Last Updated: 12:01am GMT 12/02/2007 Telegraph
Derek Gardner, who died yesterday aged 92, was one of
the foremost exponents of British marine painting.
The crowning moment of his career came in 2005, the
bicentenary year of the Battle of Trafalgar, when an
exhibition of his work, including paintings of every ship in
which Nelson served, was held at Messum's gallery in Cork
Street, Mayfair. The show was a great success, as was the
accompanying book, Nelson's Ships: A Trafalgar Tribute,
which sold well on both sides of the Atlantic.
Gardner had himself seen action at sea during the
Second World War, in the Atlantic, the Arctic, the
Mediterranean and the Indian Ocean. When serving in the
destroyer Broke in 1942, at the storming of Algiers, he was
wounded, and it was the partial deafness that resulted from
this that was to lead him to take up painting full time.
Derek George Montague Gardner was born in
Buckinghamshire on February 13 1914, the son of a civil
engineer who at the end of the Great War became docks
engineer for the Great Central Railway at Grimsby. As a boy
Derek often went with his father to look at the ships. "Even
as an eight-year-old I was transfixed," he recalled years
later.
In 1928, when Derek was 14, his father became chief
engineer of the Port of Glasgow and the Clyde Navigation
Trust; this was when Clydeside was the world's greatest
shipbuilding centre, and Derek was in his element. From
childhood he had been fascinated by civil engineering and
had enjoyed sketching ships and the sea. At Oundle he won
the school prize for drawing and absorbed the lessons of Sir
Charles Holmes's Notes on the Science of Picture Making.

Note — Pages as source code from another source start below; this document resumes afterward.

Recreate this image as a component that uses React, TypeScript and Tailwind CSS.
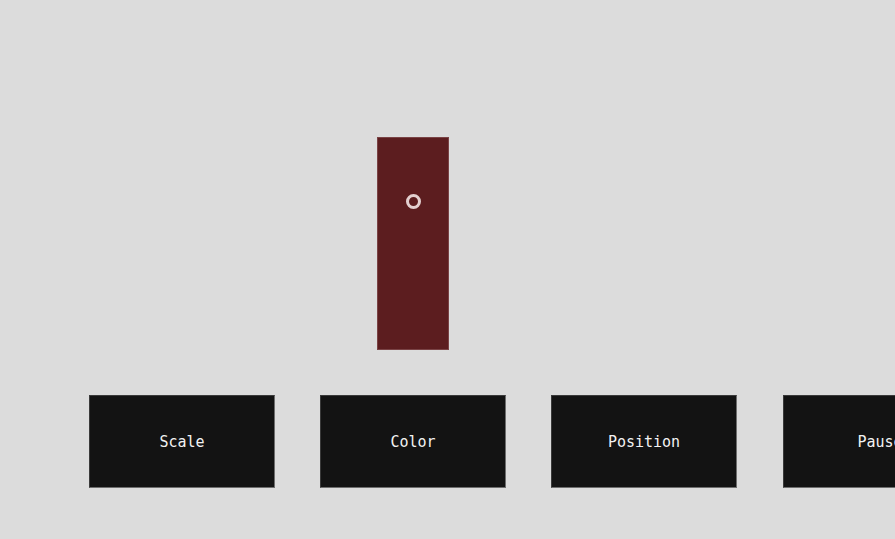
export default function App() {
  const buttons = ['Scale', 'Color', 'Position', 'Pause']
  return (
    <div className="w-[895px] h-[539px] overflow-hidden bg-[#dcdcdc] font-['DejaVu_Sans_Mono',monospace]">
      <div className="pt-[137px] pl-[377px]">
        {/* animated box */}
        <div className="w-[72px] h-[213px] bg-[#5c1d1f] border border-[#7a4345] flex justify-center pt-[56px]">
          <div className="w-[15px] h-[15px] rounded-full border-[3px] border-[#e3cfcf]" />
        </div>
      </div>
      <div className="mt-[45px] pl-[89px] flex gap-[45px]">
        {buttons.map((b, i) => (
          <button
            key={b}
            className={
              'w-[186px] h-[93px] shrink-0 bg-[#131313] text-[#f2f2f2] text-[15px] border border-[#6e6e6e] border-t-[#3a3a3a] border-l-[#3a3a3a] flex items-center justify-center pt-[1px] ' +
              (i === 3 ? 'ml-[1px] pl-[8px]' : '')
            }
          >
            {b}
          </button>
        ))}
      </div>
    </div>
  )
}
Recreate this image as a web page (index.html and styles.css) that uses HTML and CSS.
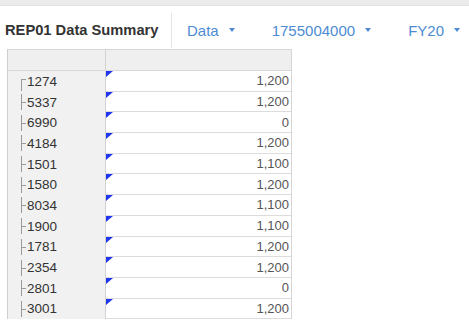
FILE: index.html
```html
<!DOCTYPE html>
<html lang="en">

<head>
    <meta charset="UTF-8">
    <meta name="viewport" content="width=device-width, initial-scale=1.0">
    <title>REP01 Data Summary</title>
    <link rel="stylesheet" href="styles.css">
</head>

<body>
    <div class="topbar"></div>
    <div class="toolbar">
        <div class="title">REP01 Data Summary</div>
        <div class="sep"></div>
        <div class="tab first">Data <span class="caret"></span></div>
        <div class="tab">1755004000 <span class="caret"></span></div>
        <div class="tab">FY20 <span class="caret"></span></div>
    </div>

    <div class="grid">
        <div class="row head">
            <div class="label"></div>
            <div class="value"></div>
        </div>
        <div class="row">
            <div class="label top"><span class="tree"></span>1274</div>
            <div class="value">1,200</div>
        </div>
        <div class="row">
            <div class="label"><span class="tree"></span>5337</div>
            <div class="value">1,200</div>
        </div>
        <div class="row">
            <div class="label"><span class="tree"></span>6990</div>
            <div class="value">0</div>
        </div>
        <div class="row">
            <div class="label"><span class="tree"></span>4184</div>
            <div class="value">1,200</div>
        </div>
        <div class="row">
            <div class="label"><span class="tree"></span>1501</div>
            <div class="value">1,100</div>
        </div>
        <div class="row">
            <div class="label"><span class="tree"></span>1580</div>
            <div class="value">1,200</div>
        </div>
        <div class="row">
            <div class="label"><span class="tree"></span>8034</div>
            <div class="value">1,100</div>
        </div>
        <div class="row">
            <div class="label"><span class="tree"></span>1900</div>
            <div class="value">1,100</div>
        </div>
        <div class="row">
            <div class="label"><span class="tree"></span>1781</div>
            <div class="value">1,200</div>
        </div>
        <div class="row">
            <div class="label"><span class="tree"></span>2354</div>
            <div class="value">1,200</div>
        </div>
        <div class="row">
            <div class="label"><span class="tree"></span>2801</div>
            <div class="value">0</div>
        </div>
        <div class="row">
            <div class="label"><span class="tree"></span>3001</div>
            <div class="value">1,200</div>
        </div>
    </div>
</body>

</html>
```

FILE: styles.css
```css
body {
    margin: 0;
    background-color: #fff;
    font-family: "Liberation Sans", Arial, sans-serif;
    overflow: hidden;
}

.topbar {
    height: 5px;
    background-color: #ececec;
    border-bottom: 1px solid #e2e2e2;
}

.toolbar {
    display: flex;
    align-items: center;
    height: 36px;
    margin-top: 6px;
}

.title {
    font-size: 14.7px;
    font-weight: bold;
    color: #333;
    padding-left: 5px;
    width: 171px;
    box-sizing: border-box;
}

.sep {
    width: 1px;
    height: 35px;
    background-color: #e4e4e4;
    margin-top: 1px;
}

.tab {
    font-size: 15px;
    color: #4d8bd3;
    margin-left: 37px;
    display: flex;
    align-items: center;
}

.tab.first {
    margin-left: 15px;
}

.caret {
    display: inline-block;
    margin-left: 10px;
    border-left: 3.5px solid transparent;
    border-right: 3.5px solid transparent;
    border-top: 4px solid #4d8bd3;
}

.grid {
    margin-left: 7px;
    margin-top: 1px;
    width: 285px;
    border-left: 1px solid #cfcfcf;
    border-right: 1px solid #d6d6d6;
    border-top: 1px solid #d6d6d6;
    box-sizing: border-box;
}

.row {
    display: grid;
    grid-template-columns: 98px 1fr;
    height: 20.7px;
}

.row.head {
    height: 20px;
    background-color: #efefef;
    border-bottom: 1px solid #d8d8d8;
}

.label {
    display: flex;
    align-items: center;
    background-color: #f1f1f1;
    border-right: 1px solid #d2d2d2;
    font-size: 13.5px;
    color: #333;
}

.row.head .label {
    background-color: #efefef;
}

.tree {
    position: relative;
    width: 3px;
    height: 16px;
    margin-left: 13px;
    margin-right: 2px;
    border-left: 1px solid #9a9a9a;
}

.tree::after {
    content: "";
    position: absolute;
    left: 0;
    top: 8px;
    width: 4px;
    border-top: 1px solid #9a9a9a;
}

.label.top .tree {
    height: 12px;
    margin-top: 8px;
}

.label.top .tree::after {
    top: 0;
}

.value {
    position: relative;
    display: flex;
    align-items: center;
    justify-content: flex-end;
    padding-right: 2px;
    border-bottom: 1px solid #dcdcdc;
    font-size: 13px;
    color: #555;
    box-sizing: border-box;
}

.row.head .value {
    border-bottom: none;
}

.row:not(.head) .value::before {
    content: "";
    position: absolute;
    left: 0;
    top: 0;
    border-top: 6px solid #1f35f0;
    border-right: 7px solid transparent;
}
```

He left school in 1931 to train in Glasgow as a civil
engineer, first with the London Midland & Scottish Railway
and later in the drawing office of Sir William Arrol & Co,
the firm which built the Forth Bridge.
At 20 he joined the RNVR as a midshipman, and he began
to paint watercolours of the warships in which he might
serve. He also read Robert Southey's Life of Nelson,
igniting a lifelong interest in Britain's greatest naval
hero and in the broad sweep of naval history.
In 1938 Gardner was appointed assistant docks engineer
at North Shields on the Tyne, another important shipbuilding
centre and a transit point for coal en route from Durham and
Northumberland to London.
In August 1939 he was called up by the Royal Navy.
From inspecting vessels in Scapa Flow, he was posted to
Broke as an anti-submarine officer. Broke escorted Atlantic
and Arctic convoys before being sent to the Mediterranean to
assist in the North African landings.
Along with the destroyer Malcolm, Broke was to secure
the port facilities and power station at Algiers, and to
prevent sabotage by the occupying Vichy French forces. "We
charged the boom at 25 knots just as daylight was coming,
expecting it to be mined," Gardner remembered. "But there
was no explosion. We broke the boom and landed our troops,
but the French brought up mortars and guns and we came under
heavy fire. I went ashore to deal with a blazing warehouse.
"As the ship was a sitting target alongside the quay,
the only course was to retire. This we then did under
intense gunfire, sustaining many hits as we cleared the
harbour."
The next day, making for Gibraltar, Broke sank. The
destroyer Zetland rescued everyone on board and returned
them to a now-pacified Algiers. The crew then headed for
England in convoy aboard a Dutch liner. The aircraft carrier
directly ahead was torpedoed, sinking with all hands.
Gardner was mentioned in dispatches for his role in
the storming of Algiers, from which he emerged with a loss
of hearing in one ear due to the ferocity of the gunfire.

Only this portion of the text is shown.